Indulge me as I take my soapbox for a few moments. When I was getting my undergraduate degree, I never saw myself as a safety person. This was a career that took me by surprise. I thought my minor would be a means to a degree and really not serve me any real purpose. I am so thankful for it now as it has become not only my career but a defining piece of who I am. I love what I do! I really feel that what I do each day makes a difference. I see the benefit of having a great safety culture. I have seen what injuries can do and how they affect people. I have always viewed my job as an underrated necessity for companies. The misunderstanding comes from a lack of quantification. The business of safety is the business prevention. How does one really quantify prevention?

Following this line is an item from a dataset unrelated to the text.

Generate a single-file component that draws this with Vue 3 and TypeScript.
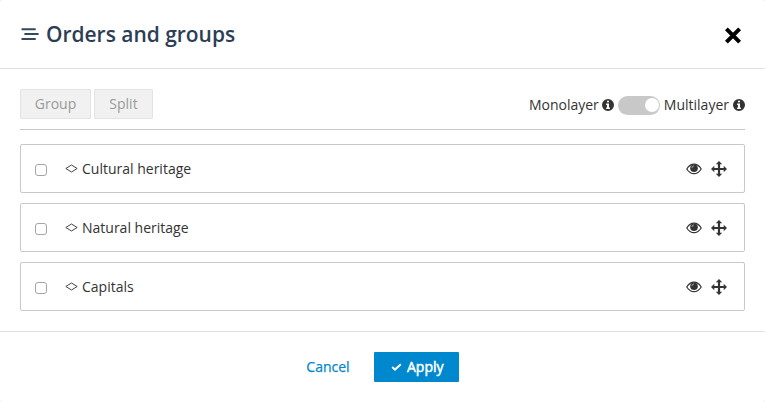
<script setup lang="ts">
import { ref } from 'vue'

interface Layer {
  id: number
  name: string
  selected: boolean
}

const multilayer = ref(true)
const layers = ref<Layer[]>([
  { id: 1, name: 'Cultural heritage', selected: false },
  { id: 2, name: 'Natural heritage', selected: false },
  { id: 3, name: 'Capitals', selected: false },
])

const infoPath =
  'M6 0a6 6 0 1 0 0 12A6 6 0 0 0 6 0ZM5 1.7h2v1.6H5ZM4.1 4.5H7v4h.9V10H4.1V8.5H5V6h-.9Z'
</script>

<template>
  <div class="dialog">
    <header class="header">
      <svg class="title-icon" width="18" height="14" viewBox="0 0 18 14">
        <path d="M.5 2.2h14.2M3.4 7.1h14.2M.5 12.1h14.2" />
      </svg>
      <h1 class="title">Orders and groups</h1>
      <button class="close" type="button" aria-label="Close">
        <svg width="18" height="18" viewBox="0 0 18 18"><path d="M2.4 2.9l13.2 13.2M15.6 2.9L2.4 16.1" /></svg>
      </button>
    </header>

    <main class="body">
      <div class="toolbar">
        <button class="tool group" type="button" disabled>Group</button>
        <button class="tool split" type="button" disabled>Split</button>
        <div class="mode">
          <span class="mono">Monolayer</span>
          <svg class="info" width="12" height="12" viewBox="0 0 12 12"><path fill-rule="evenodd" :d="infoPath" /></svg>
          <button class="switch" :class="{ on: multilayer }" type="button" aria-label="Layer mode" @click="multilayer = !multilayer">
            <span class="knob"></span>
          </button>
          <span class="multi">Multilayer</span>
          <svg class="info" width="12" height="12" viewBox="0 0 12 12"><path fill-rule="evenodd" :d="infoPath" /></svg>
        </div>
      </div>

      <ul class="layers">
        <li v-for="layer in layers" :key="layer.id" class="layer">
          <input v-model="layer.selected" class="check" type="checkbox" :aria-label="layer.name" />
          <svg class="polygon" width="13" height="9" viewBox="0 0 13 9"><path d="M.8 4.5L6.5 1l5.7 3.5L6.5 8Z" /></svg>
          <span class="name">{{ layer.name }}</span>
          <svg class="eye" width="16" height="12" viewBox="0 0 16 12">
            <path class="lid" d="M.8 6C2.6 3.1 5.1 1.2 8 1.2S13.4 3.1 15.2 6C13.4 8.9 10.9 10.7 8 10.7S2.6 8.9.8 6Z" />
            <circle cx="8" cy="5.2" r="3.8" />
            <path class="glint" d="M5.9 5.1A2.1 2.1 0 0 1 8 3" />
          </svg>
          <svg class="move" width="16" height="16" viewBox="0 0 16 16">
            <path d="M8 0l3.2 3.3H9.1v3.6h3.6V4.8L16 8l-3.3 3.2V9.1H9.1v3.6h2.1L8 16l-3.2-3.3h2.1V9.1H3.3v2.1L0 8l3.3-3.2v2.1h3.6V3.3H4.8Z" />
          </svg>
        </li>
      </ul>
    </main>

    <footer class="footer">
      <button class="cancel" type="button">Cancel</button>
      <button class="apply" type="button">
        <svg width="11" height="8" viewBox="0 0 11 8"><path d="M1.2 4L4 6.6l5.8-5.4" /></svg>
        <span>Apply</span>
      </button>
    </footer>
  </div>
</template>

<style>
body {
  background: #e4e4e4;
}
</style>

<style scoped>
* {
  box-sizing: border-box;
}

.dialog {
  display: flex;
  flex-direction: column;
  height: 402px;
  border-radius: 2px;
  background: #fff;
  color: #333;
  font: 14px/20px "Open Sans", sans-serif;
}

button {
  padding: 0;
  border: 0;
  background: none;
  font: inherit;
}

.header {
  display: flex;
  align-items: center;
  height: 69px;
  padding: 0 23px 0 21px;
  border-bottom: 1px solid #e2e2e2;
}

.title-icon {
  margin-right: 7px;
  fill: none;
  stroke: #34495e;
  stroke-width: 2;
}

.title {
  margin: 0;
  color: #2c3e56;
  font-size: 20.95px;
  font-weight: 600;
  line-height: 30px;
}

.close {
  display: flex;
  margin: 2px 0 0 auto;
}

.close svg {
  fill: none;
  stroke: #000;
  stroke-width: 4;
}

.body {
  padding: 20px 20px 0;
}

.toolbar {
  display: flex;
  height: 41px;
  border-bottom: 1px solid #c8c8c8;
}

.tool {
  height: 30px;
  border: 1px solid #e3e3e3;
  border-radius: 1px;
  background: #f1f1f1;
  color: #999;
}

.group {
  width: 71px;
  margin-right: 3px;
}

.split {
  width: 59px;
}

.mode {
  display: flex;
  align-items: center;
  height: 32px;
  margin-left: auto;
}

.info {
  margin-left: 4px;
  fill: #333;
}

.mono + .info {
  margin-left: 3px;
}

.switch {
  display: flex;
  align-items: center;
  width: 42px;
  height: 19px;
  margin: 0 4px;
  padding: 0 1px 0 2px;
  border-radius: 10px;
  background: #c8c8c8;
}

.switch.on {
  justify-content: flex-end;
}

.knob {
  width: 14px;
  height: 14px;
  border-radius: 50%;
  background: #fff;
}

.layers {
  display: grid;
  gap: 10px;
  margin: 14px 0 0;
  padding: 0;
  list-style: none;
}

.layer {
  display: flex;
  align-items: center;
  height: 49px;
  padding: 0 17px 0 14px;
  border: 1px solid #c8c8c8;
  border-radius: 2px;
}

.check {
  width: 12px;
  height: 12px;
  margin: 3px 18px 0 0;
  border: 1px solid #a5a5a5;
  border-radius: 3px;
  background: #fff;
  appearance: none;
}

.check:checked {
  background: #0088ce;
}

.polygon {
  margin-right: 4px;
  fill: none;
  stroke: #444;
  stroke-width: 1;
}

.name {
  margin-right: auto;
}

.eye {
  margin-right: 9px;
  fill: #333;
}

.lid {
  fill: none;
  stroke: #333;
  stroke-width: 1.2;
}

.glint {
  fill: none;
  stroke: #bbb;
  stroke-width: 0.8;
}

.move {
  fill: #333;
}

.footer {
  display: flex;
  align-items: flex-start;
  height: 71px;
  margin-top: 20px;
  padding: 20px 0 0 306px;
  border-top: 1px solid #e2e2e2;
}

.cancel {
  width: 44px;
  height: 30px;
  margin-right: 24px;
  color: #0088ce;
  -webkit-text-stroke: 0.25px currentColor;
}

.apply {
  display: flex;
  align-items: center;
  gap: 5px;
  width: 85px;
  height: 30px;
  padding-left: 17px;
  border-radius: 1px;
  background: #0088ce;
  color: #fff;
  -webkit-text-stroke: 0.5px currentColor;
}

.apply svg {
  fill: none;
  stroke: #fff;
  stroke-width: 2;
}
</style>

When looking at the profession from that standpoint. Each day is the prevention of catastrophic loss. Speaking in those terms, a safety professional is worth their salary thousands of times over. Unfortunately, many organizations do not see the need for true safety professionals ( One topic that I try to teach when I have to opportunity to is that there are no second changes with safety. From a SQDC standpoint, safety has no mulligans. If the quality of a product is off, it can be fixed or the customers items can be replaced. If a delivery is missed, it can usually be made up. If cost is missed, there may be ways to make up the loss over time. When a safety incident happens, it cannot be undone. The person hurt may recover but will never be the way they were. The people who saw it will remember. There is always the unquantifiable time and effort in understanding, reporting, and managing after an incident. There are not ways to undo the injury.

This report takes time to really focus on many of the unquantifiable aspects of injuries. There are many unexplored ways that injuries in the workplace create inequality for those who are affected. I am looking forward to diving into a little more detail of the report.